Democratic Primary

Apr 10, 2008 10:32

My low posting frequency may create an illusion that I've not been paying close attention to the primaries, but don't be deceived; that's not the case. I just have a low post frequency.

This is very interesting indeed. It's a poll of Puerto Rico about the Democratic Primary, giving Clinton a 13% lead. I've been wondering about getting a poll of Puerto Rico ever since I saw Jay Cost's popular vote spreadsheet, which helps to model the long-shot case for superdelegates overturning the pledged delegates based on a last-minute surge for Clinton in the popular vote. In there, the two biggest boons to Clinton's vote total were Pennsylvania (as biggest state left, and a place where she's strong) and Puerto Rico (with an estimate of 1 million turnout and a generous 25% margin for Clinton). Reducing her margin in either state dramatically changed the game.

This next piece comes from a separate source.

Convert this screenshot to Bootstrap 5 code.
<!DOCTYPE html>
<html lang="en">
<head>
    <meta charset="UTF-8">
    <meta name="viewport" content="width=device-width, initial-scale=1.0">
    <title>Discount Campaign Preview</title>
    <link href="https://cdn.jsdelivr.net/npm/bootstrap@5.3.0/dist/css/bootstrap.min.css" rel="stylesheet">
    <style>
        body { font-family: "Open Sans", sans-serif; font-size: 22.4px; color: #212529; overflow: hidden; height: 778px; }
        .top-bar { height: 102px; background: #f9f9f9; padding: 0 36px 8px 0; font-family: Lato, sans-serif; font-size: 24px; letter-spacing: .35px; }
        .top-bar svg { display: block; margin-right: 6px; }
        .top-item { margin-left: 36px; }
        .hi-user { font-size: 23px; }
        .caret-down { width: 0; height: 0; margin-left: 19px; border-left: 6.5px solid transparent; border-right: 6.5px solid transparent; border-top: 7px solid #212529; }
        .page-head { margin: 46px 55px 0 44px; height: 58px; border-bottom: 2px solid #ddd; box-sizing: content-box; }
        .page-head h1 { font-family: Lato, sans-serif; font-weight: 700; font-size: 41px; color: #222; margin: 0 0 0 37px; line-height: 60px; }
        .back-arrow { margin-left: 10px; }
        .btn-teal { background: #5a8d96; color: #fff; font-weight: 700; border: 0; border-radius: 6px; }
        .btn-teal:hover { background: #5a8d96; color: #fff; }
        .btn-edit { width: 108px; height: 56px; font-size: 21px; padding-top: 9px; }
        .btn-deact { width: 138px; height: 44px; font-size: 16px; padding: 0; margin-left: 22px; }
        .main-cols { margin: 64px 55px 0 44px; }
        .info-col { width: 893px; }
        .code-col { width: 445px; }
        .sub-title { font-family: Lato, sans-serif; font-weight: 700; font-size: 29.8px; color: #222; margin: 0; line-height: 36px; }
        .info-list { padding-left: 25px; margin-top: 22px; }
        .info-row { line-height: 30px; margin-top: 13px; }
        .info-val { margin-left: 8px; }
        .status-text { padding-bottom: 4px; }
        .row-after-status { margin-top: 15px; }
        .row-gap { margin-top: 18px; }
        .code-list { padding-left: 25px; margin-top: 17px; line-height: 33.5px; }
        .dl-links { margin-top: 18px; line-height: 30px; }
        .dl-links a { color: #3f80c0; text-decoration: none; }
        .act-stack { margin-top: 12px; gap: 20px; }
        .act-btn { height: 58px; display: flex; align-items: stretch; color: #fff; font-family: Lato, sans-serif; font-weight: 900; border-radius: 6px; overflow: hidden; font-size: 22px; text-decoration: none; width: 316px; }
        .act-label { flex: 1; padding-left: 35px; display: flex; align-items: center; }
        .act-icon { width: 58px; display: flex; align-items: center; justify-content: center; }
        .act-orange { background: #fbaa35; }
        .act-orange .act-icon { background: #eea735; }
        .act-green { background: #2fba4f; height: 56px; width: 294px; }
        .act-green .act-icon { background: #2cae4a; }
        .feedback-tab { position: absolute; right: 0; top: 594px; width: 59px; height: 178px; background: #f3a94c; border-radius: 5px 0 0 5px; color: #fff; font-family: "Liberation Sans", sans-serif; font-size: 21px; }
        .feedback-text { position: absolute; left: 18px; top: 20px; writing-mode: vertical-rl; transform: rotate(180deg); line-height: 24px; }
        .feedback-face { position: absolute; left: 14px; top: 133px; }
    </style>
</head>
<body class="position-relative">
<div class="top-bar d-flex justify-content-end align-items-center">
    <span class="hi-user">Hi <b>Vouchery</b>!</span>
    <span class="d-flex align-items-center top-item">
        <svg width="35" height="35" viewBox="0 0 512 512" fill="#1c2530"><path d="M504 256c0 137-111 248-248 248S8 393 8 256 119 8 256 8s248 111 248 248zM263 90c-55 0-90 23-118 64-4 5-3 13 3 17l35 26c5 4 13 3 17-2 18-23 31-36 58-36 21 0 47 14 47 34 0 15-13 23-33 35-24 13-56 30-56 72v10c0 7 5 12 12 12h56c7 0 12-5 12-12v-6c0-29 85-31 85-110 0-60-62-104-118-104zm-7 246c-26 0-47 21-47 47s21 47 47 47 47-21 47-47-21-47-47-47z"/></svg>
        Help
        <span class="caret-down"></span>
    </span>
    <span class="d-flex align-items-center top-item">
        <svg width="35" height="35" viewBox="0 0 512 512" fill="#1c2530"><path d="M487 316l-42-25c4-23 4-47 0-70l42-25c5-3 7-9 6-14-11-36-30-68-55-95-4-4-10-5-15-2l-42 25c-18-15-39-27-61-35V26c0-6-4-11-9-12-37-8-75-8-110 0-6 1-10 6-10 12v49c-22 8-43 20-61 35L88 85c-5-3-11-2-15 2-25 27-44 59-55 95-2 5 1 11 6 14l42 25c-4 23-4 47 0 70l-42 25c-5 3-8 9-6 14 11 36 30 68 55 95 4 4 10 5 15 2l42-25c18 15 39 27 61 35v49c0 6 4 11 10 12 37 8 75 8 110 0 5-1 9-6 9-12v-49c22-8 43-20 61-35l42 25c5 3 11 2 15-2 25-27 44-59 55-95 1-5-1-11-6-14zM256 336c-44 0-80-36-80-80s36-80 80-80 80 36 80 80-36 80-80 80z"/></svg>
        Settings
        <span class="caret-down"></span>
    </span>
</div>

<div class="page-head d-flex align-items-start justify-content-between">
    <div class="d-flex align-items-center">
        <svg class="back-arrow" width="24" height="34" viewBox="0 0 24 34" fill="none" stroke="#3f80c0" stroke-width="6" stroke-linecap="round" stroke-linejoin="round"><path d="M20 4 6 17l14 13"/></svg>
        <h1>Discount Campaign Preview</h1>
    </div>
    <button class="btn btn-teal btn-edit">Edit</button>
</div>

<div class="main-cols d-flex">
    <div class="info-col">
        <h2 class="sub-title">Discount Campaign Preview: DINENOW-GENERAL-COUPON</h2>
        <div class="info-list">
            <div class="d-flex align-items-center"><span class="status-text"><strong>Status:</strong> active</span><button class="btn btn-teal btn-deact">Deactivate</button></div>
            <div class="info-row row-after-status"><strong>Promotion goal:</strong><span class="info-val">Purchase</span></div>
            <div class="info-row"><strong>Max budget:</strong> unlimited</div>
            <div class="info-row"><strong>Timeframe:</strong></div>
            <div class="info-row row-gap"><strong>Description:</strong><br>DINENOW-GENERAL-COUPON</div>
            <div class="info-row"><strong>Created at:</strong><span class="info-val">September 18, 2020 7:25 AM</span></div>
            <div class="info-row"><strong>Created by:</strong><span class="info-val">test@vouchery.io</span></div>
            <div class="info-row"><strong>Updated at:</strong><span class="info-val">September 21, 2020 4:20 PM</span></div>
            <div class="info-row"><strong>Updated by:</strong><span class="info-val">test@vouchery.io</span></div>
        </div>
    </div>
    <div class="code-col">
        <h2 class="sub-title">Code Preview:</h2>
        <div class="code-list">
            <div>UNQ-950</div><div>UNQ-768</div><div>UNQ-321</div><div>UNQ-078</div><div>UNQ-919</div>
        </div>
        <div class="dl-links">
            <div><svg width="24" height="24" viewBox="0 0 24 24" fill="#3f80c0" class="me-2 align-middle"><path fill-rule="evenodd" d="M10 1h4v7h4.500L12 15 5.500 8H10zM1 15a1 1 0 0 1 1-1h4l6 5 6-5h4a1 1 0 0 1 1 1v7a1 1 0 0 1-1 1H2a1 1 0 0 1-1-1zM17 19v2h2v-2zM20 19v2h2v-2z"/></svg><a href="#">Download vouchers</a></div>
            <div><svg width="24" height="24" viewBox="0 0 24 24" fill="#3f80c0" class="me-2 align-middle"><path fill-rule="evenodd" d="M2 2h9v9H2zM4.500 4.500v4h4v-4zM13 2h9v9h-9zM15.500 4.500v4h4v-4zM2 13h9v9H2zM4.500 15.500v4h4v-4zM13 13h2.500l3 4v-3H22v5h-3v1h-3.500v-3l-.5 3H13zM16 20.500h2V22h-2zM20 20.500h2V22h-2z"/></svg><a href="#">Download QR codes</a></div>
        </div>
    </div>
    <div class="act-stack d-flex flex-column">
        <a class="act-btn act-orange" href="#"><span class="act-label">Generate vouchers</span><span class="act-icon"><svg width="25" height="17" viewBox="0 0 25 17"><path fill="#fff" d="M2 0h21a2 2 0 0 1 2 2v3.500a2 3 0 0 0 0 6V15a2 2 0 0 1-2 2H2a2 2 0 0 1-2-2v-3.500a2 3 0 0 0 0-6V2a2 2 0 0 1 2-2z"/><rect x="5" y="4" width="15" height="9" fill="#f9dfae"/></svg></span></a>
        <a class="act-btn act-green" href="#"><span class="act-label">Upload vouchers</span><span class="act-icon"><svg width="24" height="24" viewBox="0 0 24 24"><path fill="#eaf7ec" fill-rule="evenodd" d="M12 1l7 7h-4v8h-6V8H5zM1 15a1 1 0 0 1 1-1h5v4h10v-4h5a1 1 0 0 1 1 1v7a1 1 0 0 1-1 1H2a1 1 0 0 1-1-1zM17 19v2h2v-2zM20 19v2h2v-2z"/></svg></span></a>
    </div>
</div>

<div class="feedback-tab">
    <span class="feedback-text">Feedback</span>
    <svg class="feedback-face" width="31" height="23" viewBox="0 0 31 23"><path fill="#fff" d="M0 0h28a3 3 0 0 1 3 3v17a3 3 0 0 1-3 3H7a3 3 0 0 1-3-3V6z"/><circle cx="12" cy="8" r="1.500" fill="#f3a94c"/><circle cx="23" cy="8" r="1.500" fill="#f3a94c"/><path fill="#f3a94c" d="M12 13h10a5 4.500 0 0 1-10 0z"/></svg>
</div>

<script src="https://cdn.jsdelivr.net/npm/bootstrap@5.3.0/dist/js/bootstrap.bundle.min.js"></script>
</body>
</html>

For example, using the current Pollster.com trend estimate for Pennsylvania of 7%, giving Obama a conservative 10% lead in North Carolina (current trend estimate is over 15%), and then setting the margin in Puerto Rico to Research & Research's 13% poll outcome gives Obama a popular vote lead in every calculation except in the unlikely scenarios in which MI and FL results are included without any redistribution to Obama of the MI undecideds or re-estimation based on exit polls or national popular vote.

That makes the amount of her lead rather important -- Puerto Rico has the potential to be a crucial vote in Clinton's case to the superdelegates, and it becomes even more important as Obama gains in Pennsylvania, reducing the number of votes she'll pick up there against him. But if either the Puerto Rico turnout or her margin of victory (assuming she wins) is small enough, there won't be a case left to make.

You can tweak some of the other numbers, but it doesn't change much. It's really NC, PA, and Puerto Rico (under the assumption that there's a big turnout for the primary vote) that play the biggest roles in the popular vote race, and Obama's just too far ahead in the popular vote right now to close the gap unless she can do extremely well in at least two of them.

Currently the betting markets are showing 85% chance of victory for Obama in the primary. That might be a little conservative.